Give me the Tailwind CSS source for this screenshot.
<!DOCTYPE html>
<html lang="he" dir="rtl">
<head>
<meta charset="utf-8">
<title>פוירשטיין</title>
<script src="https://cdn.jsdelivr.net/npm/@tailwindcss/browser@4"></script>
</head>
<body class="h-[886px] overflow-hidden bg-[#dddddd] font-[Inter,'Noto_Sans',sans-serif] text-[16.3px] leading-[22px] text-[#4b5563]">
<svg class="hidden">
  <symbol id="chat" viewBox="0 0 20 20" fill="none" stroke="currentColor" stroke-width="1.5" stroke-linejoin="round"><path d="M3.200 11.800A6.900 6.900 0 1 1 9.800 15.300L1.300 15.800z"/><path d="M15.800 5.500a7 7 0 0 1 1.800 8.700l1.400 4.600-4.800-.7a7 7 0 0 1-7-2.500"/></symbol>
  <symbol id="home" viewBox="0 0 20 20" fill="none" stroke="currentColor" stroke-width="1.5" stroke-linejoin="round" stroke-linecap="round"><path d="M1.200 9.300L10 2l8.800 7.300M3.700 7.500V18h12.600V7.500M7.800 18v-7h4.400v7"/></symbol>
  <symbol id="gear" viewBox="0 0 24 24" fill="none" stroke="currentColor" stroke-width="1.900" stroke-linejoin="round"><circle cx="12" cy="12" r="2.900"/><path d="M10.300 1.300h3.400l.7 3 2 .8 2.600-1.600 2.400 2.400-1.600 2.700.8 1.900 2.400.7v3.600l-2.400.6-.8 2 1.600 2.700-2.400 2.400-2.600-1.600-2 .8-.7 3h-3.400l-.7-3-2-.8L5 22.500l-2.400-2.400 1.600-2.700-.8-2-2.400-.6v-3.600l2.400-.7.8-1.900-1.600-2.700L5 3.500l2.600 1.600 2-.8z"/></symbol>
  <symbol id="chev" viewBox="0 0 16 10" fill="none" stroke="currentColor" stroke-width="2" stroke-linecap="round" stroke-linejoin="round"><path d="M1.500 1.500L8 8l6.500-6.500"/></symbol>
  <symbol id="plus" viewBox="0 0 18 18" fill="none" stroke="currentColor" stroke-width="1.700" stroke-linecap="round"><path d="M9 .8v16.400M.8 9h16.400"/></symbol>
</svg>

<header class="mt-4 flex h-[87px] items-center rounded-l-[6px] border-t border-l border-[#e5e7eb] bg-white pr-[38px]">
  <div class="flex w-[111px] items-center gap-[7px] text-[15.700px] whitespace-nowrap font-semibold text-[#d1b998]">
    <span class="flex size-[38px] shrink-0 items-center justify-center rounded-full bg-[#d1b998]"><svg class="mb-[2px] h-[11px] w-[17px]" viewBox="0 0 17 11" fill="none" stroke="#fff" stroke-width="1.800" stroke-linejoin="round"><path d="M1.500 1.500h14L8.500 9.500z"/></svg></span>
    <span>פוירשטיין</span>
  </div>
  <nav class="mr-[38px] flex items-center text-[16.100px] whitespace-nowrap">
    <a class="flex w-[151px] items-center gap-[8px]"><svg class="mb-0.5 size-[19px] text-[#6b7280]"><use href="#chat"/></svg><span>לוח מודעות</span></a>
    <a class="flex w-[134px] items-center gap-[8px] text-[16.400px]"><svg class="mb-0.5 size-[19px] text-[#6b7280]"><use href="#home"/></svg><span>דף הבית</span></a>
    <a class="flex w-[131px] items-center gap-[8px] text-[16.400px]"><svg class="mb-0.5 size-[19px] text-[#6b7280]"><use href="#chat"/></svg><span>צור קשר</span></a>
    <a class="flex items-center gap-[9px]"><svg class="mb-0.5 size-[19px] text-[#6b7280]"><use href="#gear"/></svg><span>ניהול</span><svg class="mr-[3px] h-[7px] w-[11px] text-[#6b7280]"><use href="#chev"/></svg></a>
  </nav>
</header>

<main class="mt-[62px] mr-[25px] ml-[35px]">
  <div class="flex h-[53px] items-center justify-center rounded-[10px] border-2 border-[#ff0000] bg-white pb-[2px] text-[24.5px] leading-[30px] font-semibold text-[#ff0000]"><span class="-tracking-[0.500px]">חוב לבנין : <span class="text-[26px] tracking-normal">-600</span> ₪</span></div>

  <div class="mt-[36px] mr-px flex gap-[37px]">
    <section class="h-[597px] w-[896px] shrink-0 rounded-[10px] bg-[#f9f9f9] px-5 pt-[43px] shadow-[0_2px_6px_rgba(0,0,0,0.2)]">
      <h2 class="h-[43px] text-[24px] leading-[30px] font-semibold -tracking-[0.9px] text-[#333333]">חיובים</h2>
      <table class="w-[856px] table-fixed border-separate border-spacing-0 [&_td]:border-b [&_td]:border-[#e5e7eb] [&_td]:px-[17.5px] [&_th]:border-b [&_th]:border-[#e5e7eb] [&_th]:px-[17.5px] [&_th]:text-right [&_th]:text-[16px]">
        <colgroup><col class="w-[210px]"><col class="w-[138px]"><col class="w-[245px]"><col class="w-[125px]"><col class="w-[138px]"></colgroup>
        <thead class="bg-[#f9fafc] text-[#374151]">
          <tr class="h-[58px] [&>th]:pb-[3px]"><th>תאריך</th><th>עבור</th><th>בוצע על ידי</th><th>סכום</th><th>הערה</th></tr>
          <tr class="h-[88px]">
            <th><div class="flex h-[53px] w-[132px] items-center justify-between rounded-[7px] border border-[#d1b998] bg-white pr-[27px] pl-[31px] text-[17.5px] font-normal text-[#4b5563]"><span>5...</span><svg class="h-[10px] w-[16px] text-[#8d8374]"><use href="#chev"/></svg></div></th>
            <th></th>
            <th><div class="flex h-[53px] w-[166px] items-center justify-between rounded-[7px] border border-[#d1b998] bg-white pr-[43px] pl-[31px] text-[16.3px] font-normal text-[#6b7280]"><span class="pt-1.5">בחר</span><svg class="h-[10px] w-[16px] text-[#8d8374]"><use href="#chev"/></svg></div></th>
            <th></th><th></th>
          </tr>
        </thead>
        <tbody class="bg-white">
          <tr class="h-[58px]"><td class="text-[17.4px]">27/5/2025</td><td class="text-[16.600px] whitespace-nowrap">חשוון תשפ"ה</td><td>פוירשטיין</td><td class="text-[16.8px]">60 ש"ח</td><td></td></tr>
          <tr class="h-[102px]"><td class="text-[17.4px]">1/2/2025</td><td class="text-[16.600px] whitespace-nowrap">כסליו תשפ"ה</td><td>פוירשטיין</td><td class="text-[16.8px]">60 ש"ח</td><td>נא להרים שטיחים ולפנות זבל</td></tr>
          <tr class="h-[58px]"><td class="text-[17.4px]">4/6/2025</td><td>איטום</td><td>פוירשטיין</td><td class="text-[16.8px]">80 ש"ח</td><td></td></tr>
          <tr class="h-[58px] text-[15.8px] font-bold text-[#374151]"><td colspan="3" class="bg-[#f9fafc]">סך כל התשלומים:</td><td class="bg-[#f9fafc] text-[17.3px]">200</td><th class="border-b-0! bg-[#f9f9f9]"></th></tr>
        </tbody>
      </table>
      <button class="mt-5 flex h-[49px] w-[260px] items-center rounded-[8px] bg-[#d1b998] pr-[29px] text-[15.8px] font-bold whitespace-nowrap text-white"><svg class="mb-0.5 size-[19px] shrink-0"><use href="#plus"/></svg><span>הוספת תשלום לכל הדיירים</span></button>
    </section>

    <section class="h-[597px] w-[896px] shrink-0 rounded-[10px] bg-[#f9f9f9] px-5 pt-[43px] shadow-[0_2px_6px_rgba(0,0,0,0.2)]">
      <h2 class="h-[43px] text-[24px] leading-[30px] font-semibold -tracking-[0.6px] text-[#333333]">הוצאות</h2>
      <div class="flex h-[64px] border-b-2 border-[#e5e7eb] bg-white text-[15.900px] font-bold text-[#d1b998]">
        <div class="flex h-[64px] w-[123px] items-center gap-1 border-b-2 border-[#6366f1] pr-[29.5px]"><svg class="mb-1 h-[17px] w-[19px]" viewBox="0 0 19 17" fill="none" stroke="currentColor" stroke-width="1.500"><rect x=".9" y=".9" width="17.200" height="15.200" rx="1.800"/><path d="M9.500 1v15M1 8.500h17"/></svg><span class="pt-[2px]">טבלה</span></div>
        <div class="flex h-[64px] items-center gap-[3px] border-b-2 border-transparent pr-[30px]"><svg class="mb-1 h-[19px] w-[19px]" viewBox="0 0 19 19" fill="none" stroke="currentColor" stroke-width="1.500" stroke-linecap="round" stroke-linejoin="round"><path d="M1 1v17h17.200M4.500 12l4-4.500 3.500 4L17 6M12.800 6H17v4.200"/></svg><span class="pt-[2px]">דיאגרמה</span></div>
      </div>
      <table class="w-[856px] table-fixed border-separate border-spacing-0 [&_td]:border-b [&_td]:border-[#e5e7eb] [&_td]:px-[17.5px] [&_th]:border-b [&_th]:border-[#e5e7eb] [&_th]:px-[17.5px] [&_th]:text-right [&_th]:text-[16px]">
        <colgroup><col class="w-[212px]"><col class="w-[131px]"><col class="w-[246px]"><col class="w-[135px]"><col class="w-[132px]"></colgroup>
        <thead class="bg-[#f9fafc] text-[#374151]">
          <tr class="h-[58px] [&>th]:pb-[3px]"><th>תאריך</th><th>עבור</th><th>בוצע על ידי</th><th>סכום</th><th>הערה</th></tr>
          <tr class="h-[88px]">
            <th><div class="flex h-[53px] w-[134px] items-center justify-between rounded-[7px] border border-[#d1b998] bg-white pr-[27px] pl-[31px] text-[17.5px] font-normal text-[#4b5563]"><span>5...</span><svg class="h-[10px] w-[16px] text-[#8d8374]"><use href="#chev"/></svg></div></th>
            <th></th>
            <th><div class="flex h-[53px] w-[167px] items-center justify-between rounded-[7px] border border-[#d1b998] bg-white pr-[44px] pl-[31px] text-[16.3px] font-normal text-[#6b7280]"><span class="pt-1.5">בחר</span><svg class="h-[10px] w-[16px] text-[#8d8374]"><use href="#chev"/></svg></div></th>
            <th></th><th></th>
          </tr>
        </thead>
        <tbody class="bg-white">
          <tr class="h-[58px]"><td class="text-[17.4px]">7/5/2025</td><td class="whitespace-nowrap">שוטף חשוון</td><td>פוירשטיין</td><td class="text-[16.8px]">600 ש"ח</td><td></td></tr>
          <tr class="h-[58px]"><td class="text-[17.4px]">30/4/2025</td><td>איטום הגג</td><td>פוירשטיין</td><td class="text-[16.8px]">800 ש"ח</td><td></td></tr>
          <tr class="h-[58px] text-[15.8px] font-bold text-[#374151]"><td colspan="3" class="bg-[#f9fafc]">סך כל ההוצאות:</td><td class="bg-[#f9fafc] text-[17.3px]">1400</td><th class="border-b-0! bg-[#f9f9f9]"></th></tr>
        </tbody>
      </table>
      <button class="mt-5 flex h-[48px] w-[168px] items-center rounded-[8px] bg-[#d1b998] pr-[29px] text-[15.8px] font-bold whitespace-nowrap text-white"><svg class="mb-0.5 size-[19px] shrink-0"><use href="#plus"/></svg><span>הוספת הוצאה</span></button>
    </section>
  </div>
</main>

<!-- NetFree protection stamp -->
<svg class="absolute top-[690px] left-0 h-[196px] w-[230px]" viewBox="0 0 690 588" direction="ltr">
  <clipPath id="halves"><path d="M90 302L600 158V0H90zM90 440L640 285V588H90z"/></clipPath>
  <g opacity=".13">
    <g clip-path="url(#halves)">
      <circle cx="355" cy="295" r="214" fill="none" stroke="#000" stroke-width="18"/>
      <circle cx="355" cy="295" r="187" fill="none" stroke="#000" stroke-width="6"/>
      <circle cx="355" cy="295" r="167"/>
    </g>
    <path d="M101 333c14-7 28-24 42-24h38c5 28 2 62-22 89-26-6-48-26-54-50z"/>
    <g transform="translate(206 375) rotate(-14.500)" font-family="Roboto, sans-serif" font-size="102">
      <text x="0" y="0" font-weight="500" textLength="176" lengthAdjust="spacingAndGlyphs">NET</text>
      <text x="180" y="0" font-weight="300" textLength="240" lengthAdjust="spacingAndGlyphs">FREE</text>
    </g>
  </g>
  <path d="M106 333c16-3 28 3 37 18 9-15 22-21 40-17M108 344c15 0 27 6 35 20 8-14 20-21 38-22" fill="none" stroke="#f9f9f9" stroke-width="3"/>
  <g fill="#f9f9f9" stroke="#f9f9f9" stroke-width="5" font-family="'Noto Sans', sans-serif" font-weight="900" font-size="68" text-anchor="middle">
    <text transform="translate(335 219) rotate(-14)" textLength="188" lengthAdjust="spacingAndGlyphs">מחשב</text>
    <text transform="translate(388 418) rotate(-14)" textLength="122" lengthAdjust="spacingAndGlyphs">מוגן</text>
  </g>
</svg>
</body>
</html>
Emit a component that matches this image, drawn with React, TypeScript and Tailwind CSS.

- **Task brief**: Return every line containing "this".

- **Full solution**:
Give me the Tailwind CSS source for this screenshot.
Emit a component that matches this image, drawn with React, TypeScript and Tailwind CSS.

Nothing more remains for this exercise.